We can't look at the antiwar movement of the anti-Vietnam War in isolation from factors like the ones mentioned here. And it's important in looking at it now that we don't confuse effectiveness with popularity. And also not to confuse a "movement" with "demonstrations." Or to confuse the antiwar movement with the Democratic Party. To the extent that such factors were affecting people's voting behavior, the Democrats in Congress and the White House were vulnerable to the "throw the bums out" attitude. The Dems lost control of the White House in the election 1968, but it wasn't until the election of 1980 that the Republicans gained control of either House of Congress, the Senate in that case.

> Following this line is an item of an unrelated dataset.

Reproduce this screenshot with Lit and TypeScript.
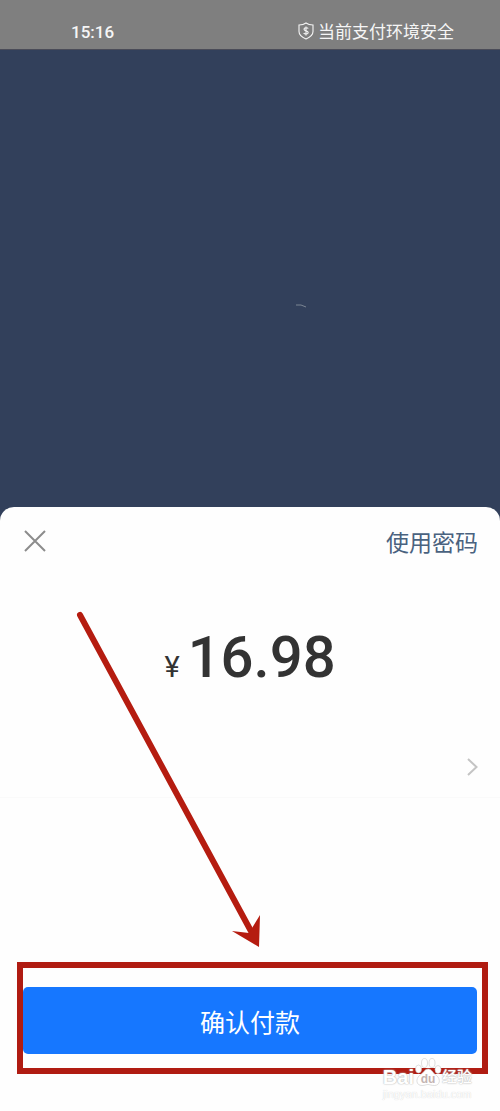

Finally, we have to remember that the perceptive pimped by Spiro Agnew in the quote above has been promoted by the Republican noise machine in the decades since. While it's critical to remember that such tactics can be used (and are!) as a political club against today's antiwar movement, it's also important not to assume that everyone is so brainless as to be suckered by the ravings of a Spiro Agnew - notwithstanding Rush Limbaugh's popularity among Republican white guys.
1 comment:
My mother listens to that guy (Rush). There is not anyone else in her world that talks like that and I cannot understand why she would listen to him with that hateful voice, attitude, etc.